> [PROBLEM DETAILS] Retype only what runs from the beginning of the data through the line with "const COLS = '32px 80px 110px 79px 110px';"; please omit the pictures and keep every line exact.

[START GIVEN MATERIAL]

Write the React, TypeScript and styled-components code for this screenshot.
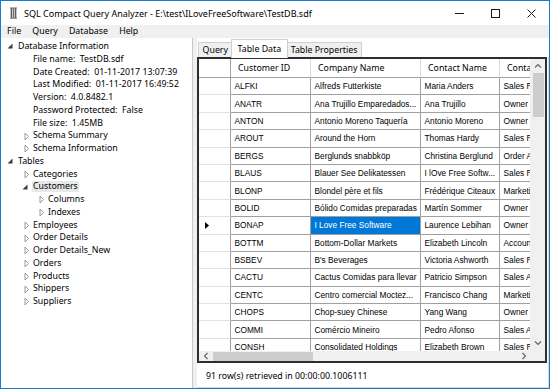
import React from 'react';
import styled, { createGlobalStyle } from 'styled-components';

const UI_FONT = `"Noto Sans", "Open Sans", sans-serif`;
const CELL_FONT = `"Liberation Sans", Arial, sans-serif`;
const COLS = '32px 80px 110px 79px 110px';

const GlobalStyle = createGlobalStyle`
  * { box-sizing: border-box; }
  html, body { margin: 0; padding: 0; background: #ffffff; }
  body { font-family: ${UI_FONT}; color: #000; }
`;

const Window = styled.div`
  width: 550px;
  height: 389px;
  border: 1px solid #1a7ad0;
  display: flex;
  flex-direction: column;
  background: #ffffff;
  overflow: hidden;
`;

const TitleBar = styled.div`
  flex: none;
  height: 24px;
  display: flex;
  align-items: center;
  padding-left: 9px;
  background: #ffffff;
`;

const TitleText = styled.span`
  margin-left: 7px;
  font-size: 9px;
  white-space: nowrap;
`;

const Controls = styled.div`
  margin-left: auto;
  display: flex;
  height: 100%;
`;

const ControlButton = styled.div`
  width: 36px;
  height: 100%;
  display: flex;
  align-items: center;
  justify-content: center;
`;

const MenuBar = styled.div`
  flex: none;
  height: 13px;
  display: flex;
  align-items: center;
  padding-left: 0.5px;
  background: #f0f0f0;
`;

const MenuItem = styled.span`
  padding: 0 5.6px;
  font-size: 8.8px;
  line-height: 13px;
  white-space: nowrap;
`;

const Main = styled.div`
  flex: 1;
  min-height: 0;
  display: flex;
`;

const TreePane = styled.div`
  flex: none;
  width: 192px;
  padding-top: 2px;
  background: #ffffff;
  border-right: 1px solid #c9c9c9;
`;

const TreeRow = styled.div<{ $level: number }>`
  height: 12.75px;
  display: flex;
  align-items: center;
  padding-left: ${(p) => 3 + p.$level * 15}px;
`;

const ToggleSlot = styled.span`
  flex: none;
  width: 14px;
  height: 12px;
  display: flex;
`;

const TreeLabel = styled.span<{ $selected?: boolean }>`
  font-size: 8.8px;
  line-height: 10.6px;
  padding: 0 1px 0 0;
  margin-left: ${(p) => (p.$selected ? '-1px' : '0')};
  padding-left: ${(p) => (p.$selected ? '1px' : '0')};
  white-space: pre;
  background: ${(p) => (p.$selected ? '#e8e8e8' : 'transparent')};
`;

const Splitter = styled.div`
  flex: none;
  width: 4px;
  background: #f0f0f0;
`;

const RightPane = styled.div`
  flex: 1;
  min-width: 0;
  display: flex;
  flex-direction: column;
  background: #ffffff;
`;

const TabStrip = styled.div`
  flex: none;
  height: 19px;
  display: flex;
  align-items: flex-end;
  padding-left: 1px;
  background: #ffffff;
`;

const Tab = styled.div<{ $active?: boolean }>`
  position: relative;
  z-index: ${(p) => (p.$active ? 1 : 0)};
  height: ${(p) => (p.$active ? '19px' : '15px')};
  margin: ${(p) => (p.$active ? '0 -2px -1px' : '0')};
  padding: ${(p) => (p.$active ? '0 6px' : '0 3.6px')};
  display: flex;
  align-items: center;
  font-size: 8.8px;
  white-space: nowrap;
  background: ${(p) => (p.$active ? '#ffffff' : '#f0f0f0')};
  border: 1px solid #cfcfcf;
  border-bottom: none;
`;

const TabPage = styled.div`
  flex: 1;
  min-height: 0;
  display: flex;
  flex-direction: column;
  padding-right: 1px;
  border-right: 1px solid #d9d9d9;
  border-bottom: 1px solid #d9d9d9;
  background: #ffffff;
`;

const GridFrame = styled.div`
  flex: none;
  height: 306px;
  border: 2px solid #2e2e2e;
  display: grid;
  grid-template-columns: 1fr 15px;
  grid-template-rows: 1fr 10px;
  background: #ffffff;
`;

const Viewport = styled.div`
  min-width: 0;
  min-height: 0;
  overflow: hidden;
`;

const GridRow = styled.div<{ $header?: boolean }>`
  display: grid;
  grid-template-columns: ${COLS};
  width: max-content;
  height: ${(p) => (p.$header ? '19px' : '17.4px')};
`;

const RowHeaderCell = styled.div<{ $header?: boolean }>`
  display: flex;
  align-items: center;
  padding-left: 6px;
  border-right: 1px solid #a0a0a0;
  border-bottom: 1px solid ${(p) => (p.$header ? '#a0a0a0' : '#e2e2e2')};
`;

const HeaderCell = styled.div`
  display: flex;
  align-items: center;
  padding-left: 7px;
  font-size: 8.8px;
  white-space: nowrap;
  overflow: hidden;
  border-right: 1px solid #dadada;
  border-bottom: 1px solid #a0a0a0;
`;

const DataCell = styled.div<{ $selected?: boolean }>`
  display: flex;
  align-items: center;
  padding-left: 3.5px;
  font-family: ${CELL_FONT};
  font-size: 8.3px;
  white-space: nowrap;
  overflow: hidden;
  border-right: 1px solid #a0a0a0;
  border-bottom: 1px solid #a0a0a0;
  background: ${(p) => (p.$selected ? '#0078d7' : '#ffffff')};
  color: ${(p) => (p.$selected ? '#ffffff' : '#000000')};
`;

const VScroll = styled.div`
  display: flex;
  flex-direction: column;
  background: #f0f0f0;
`;

const HScroll = styled.div`
  display: flex;
  background: #f0f0f0;
`;

const Corner = styled.div`
  background: #f0f0f0;
`;

const ScrollButton = styled.div<{ $w?: number; $h?: number }>`
  flex: none;
  width: ${(p) => (p.$w ? `${p.$w}px` : 'auto')};
  height: ${(p) => (p.$h ? `${p.$h}px` : 'auto')};
  display: flex;
  align-items: center;
  justify-content: center;
`;

const VThumb = styled.div`
  flex: none;
  height: 44px;
  margin: 0 1px 0 3px;
  background: #cdcdcd;
`;

const HThumb = styled.div`
  flex: none;
  width: 100px;
  margin: 1px 0 0;
  background: #cdcdcd;
`;

const Track = styled.div`
  flex: 1;
`;

const StatusBar = styled.div`
  flex: 1;
  display: flex;
  align-items: center;
  padding: 2px 0 0 9px;
  font-size: 8.8px;
  white-space: nowrap;
`;

type TreeNode = { label: string; level: number; toggle?: 'open' | 'closed'; selected?: boolean };

const treeNodes: TreeNode[] = [
  { label: 'Database Information', level: 0, toggle: 'open' },
  { label: 'File name:  TestDB.sdf', level: 1 },
  { label: 'Date Created:  01-11-2017 13:07:39', level: 1 },
  { label: 'Last Modified:  01-11-2017 16:49:52', level: 1 },
  { label: 'Version:  4.0.8482.1', level: 1 },
  { label: 'Password Protected:  False', level: 1 },
  { label: 'File size:  1.45MB', level: 1 },
  { label: 'Schema Summary', level: 1, toggle: 'closed' },
  { label: 'Schema Information', level: 1, toggle: 'closed' },
  { label: 'Tables', level: 0, toggle: 'open' },
  { label: 'Categories', level: 1, toggle: 'closed' },
  { label: 'Customers', level: 1, toggle: 'open', selected: true },
  { label: 'Columns', level: 2, toggle: 'closed' },
  { label: 'Indexes', level: 2, toggle: 'closed' },
  { label: 'Employees', level: 1, toggle: 'closed' },
  { label: 'Order Details', level: 1, toggle: 'closed' },
  { label: 'Order Details_New', level: 1, toggle: 'closed' },
  { label: 'Orders', level: 1, toggle: 'closed' },
  { label: 'Products', level: 1, toggle: 'closed' },
  { label: 'Shippers', level: 1, toggle: 'closed' },
  { label: 'Suppliers', level: 1, toggle: 'closed' },
];

const headers = ['Customer ID', 'Company Name', 'Contact Name', 'Contact Title'];

const rows: string[][] = [
  ['ALFKI', 'Alfreds Futterkiste', 'Maria Anders', 'Sales Representative'],
  ['ANATR', 'Ana Trujillo Emparedados...', 'Ana Trujillo', 'Owner'],
  ['ANTON', 'Antonio Moreno Taquería', 'Antonio Moreno', 'Owner'],
  ['AROUT', 'Around the Horn', 'Thomas Hardy', 'Sales Representative'],
  ['BERGS', 'Berglunds snabbköp', 'Christina Berglund', 'Order Administrator'],
  ['BLAUS', 'Blauer See Delikatessen', 'I lOve Free Softw...', 'Sales Representative'],
  ['BLONP', 'Blondel père et fils', 'Frédérique Citeaux', 'Marketing Manager'],
  ['BOLID', 'Bólido Comidas preparadas', 'Martín Sommer', 'Owner'],
  ['BONAP', 'I Love Free Software', 'Laurence Lebihan', 'Owner'],
  ['BOTTM', 'Bottom-Dollar Markets', 'Elizabeth Lincoln', 'Accounting Manager'],
  ['BSBEV', "B's Beverages", 'Victoria Ashworth', 'Sales Representative'],
  ['CACTU', 'Cactus Comidas para llevar', 'Patricio Simpson', 'Sales Agent'],
  ['CENTC', 'Centro comercial Moctez...', 'Francisco Chang', 'Marketing Manager'],
  ['CHOPS', 'Chop-suey Chinese', 'Yang Wang', 'Owner'],
  ['COMMI', 'Comércio Mineiro', 'Pedro Afonso', 'Sales Associate'],
  ['CONSH', 'Consolidated Holdings', 'Elizabeth Brown', 'Sales Representative'],
];

const CURRENT_ROW = 8;

const AppIcon = () => (
  <svg width="7" height="12" viewBox="0 0 7 12">
    <rect x="0" y="0.5" width="7" height="11" fill="#c8c8c8" />
    <rect x="0" y="0.5" width="7" height="1.2" fill="#8a8a8a" />
    <rect x="1" y="1" width="1" height="10.5" fill="#5c5c5c" />
    <rect x="3" y="1" width="1" height="10.5" fill="#6e6e6e" />
    <rect x="5" y="1" width="1" height="10.5" fill="#5c5c5c" />
    <rect x="0" y="10.5" width="7" height="1" fill="#7a7a7a" />
  </svg>
);

const Toggle = ({ kind }: { kind?: 'open' | 'closed' }) => (
  <ToggleSlot>
    {kind === 'open' && (
      <svg width="14" height="12" viewBox="0 0 14 12">
        <polygon points="8.5,3.5 8.5,8.5 3.5,8.5" fill="#3c3c3c" />
      </svg>
    )}
    {kind === 'closed' && (
      <svg width="14" height="12" viewBox="0 0 14 12">
        <polygon points="6,3 9.5,6.5 6,10" fill="none" stroke="#9a9a9a" strokeWidth="1" />
      </svg>
    )}
  </ToggleSlot>
);

const Chevron = ({ dir }: { dir: 'up' | 'down' | 'left' | 'right' }) => {
  const vertical = dir === 'up' || dir === 'down';
  const d =
    dir === 'up'
      ? 'M1,4.5 L4,1.5 L7,4.5'
      : dir === 'down'
      ? 'M1,1.5 L4,4.5 L7,1.5'
      : dir === 'left'
      ? 'M4.5,1 L1.5,4 L4.5,7'
      : 'M1.5,1 L4.5,4 L1.5,7';
  return (
    <svg width={vertical ? 8 : 6} height={vertical ? 6 : 8} viewBox={vertical ? '0 0 8 6' : '0 0 6 8'}>
      <path d={d} fill="none" stroke="#606060" strokeWidth="1.1" />
    </svg>
  );
};

export default function App() {
  return (
    <>
      <GlobalStyle />
      <Window>
        <TitleBar>
          <AppIcon />
          <TitleText>SQL Compact Query Analyzer - E:\test\ILoveFreeSoftware\TestDB.sdf</TitleText>
          <Controls>
            <ControlButton>
              <svg width="9" height="9" viewBox="0 0 9 9">
                <line x1="0" y1="4.5" x2="9" y2="4.5" stroke="#1a1a1a" strokeWidth="1" />
              </svg>
            </ControlButton>
            <ControlButton>
              <svg width="9" height="9" viewBox="0 0 9 9">
                <rect x="0.5" y="0.5" width="8" height="8" fill="none" stroke="#1a1a1a" strokeWidth="1" />
              </svg>
            </ControlButton>
            <ControlButton>
              <svg width="9" height="9" viewBox="0 0 9 9">
                <path d="M0.5,0.5 L8.5,8.5 M8.5,0.5 L0.5,8.5" stroke="#1a1a1a" strokeWidth="1" />
              </svg>
            </ControlButton>
          </Controls>
        </TitleBar>
        <MenuBar>
          <MenuItem>File</MenuItem>
          <MenuItem>Query</MenuItem>
          <MenuItem>Database</MenuItem>
          <MenuItem>Help</MenuItem>
        </MenuBar>
        <Main>
          <TreePane>
            {treeNodes.map((n, i) => (
              <TreeRow key={i} $level={n.level}>
                <Toggle kind={n.toggle} />
                <TreeLabel $selected={n.selected}>{n.label}</TreeLabel>
              </TreeRow>
            ))}
          </TreePane>
          <Splitter />
          <RightPane>
            <TabStrip>
              <Tab>Query</Tab>
              <Tab $active>Table Data</Tab>
              <Tab>Table Properties</Tab>
            </TabStrip>
            <TabPage>
              <GridFrame>
                <Viewport>
                  <GridRow $header>
                    <RowHeaderCell $header />
                    {headers.map((h) => (
                      <HeaderCell key={h}>{h}</HeaderCell>
                    ))}
                  </GridRow>
                  {rows.map((r, ri) => (
                    <GridRow key={r[0]}>
                      <RowHeaderCell>
                        {ri === CURRENT_ROW && (
                          <svg width="4" height="7" viewBox="0 0 4 7">
                            <polygon points="0,0 4,3.5 0,7" fill="#000" />
                          </svg>
                        )}
                      </RowHeaderCell>
                      {r.map((c, ci) => (
                        <DataCell key={ci} $selected={ri === CURRENT_ROW && ci === 1}>
                          {c}
                        </DataCell>
                      ))}
                    </GridRow>
                  ))}
                </Viewport>
                <VScroll>
                  <ScrollButton $h={14}>
                    <Chevron dir="up" />
                  </ScrollButton>
                  <VThumb />
                  <Track />
                  <ScrollButton $h={16}>
                    <Chevron dir="down" />
                  </ScrollButton>
                </VScroll>
                <HScroll>
                  <ScrollButton $w={14}>
                    <Chevron dir="left" />
                  </ScrollButton>
                  <HThumb />
                  <Track />
                  <ScrollButton $w={12}>
                    <Chevron dir="right" />
                  </ScrollButton>
                </HScroll>
                <Corner />
              </GridFrame>
              <StatusBar>91 row(s) retrieved in 00:00:00.1006111</StatusBar>
            </TabPage>
          </RightPane>
        </Main>
      </Window>
    </>
  );
}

[END GIVEN MATERIAL]

> [EXPECTED OUTPUT]
Write the React, TypeScript and styled-components code for this screenshot.
import React from 'react';
import styled, { createGlobalStyle } from 'styled-components';

const UI_FONT = `"Noto Sans", "Open Sans", sans-serif`;
const CELL_FONT = `"Liberation Sans", Arial, sans-serif`;
const COLS = '32px 80px 110px 79px 110px';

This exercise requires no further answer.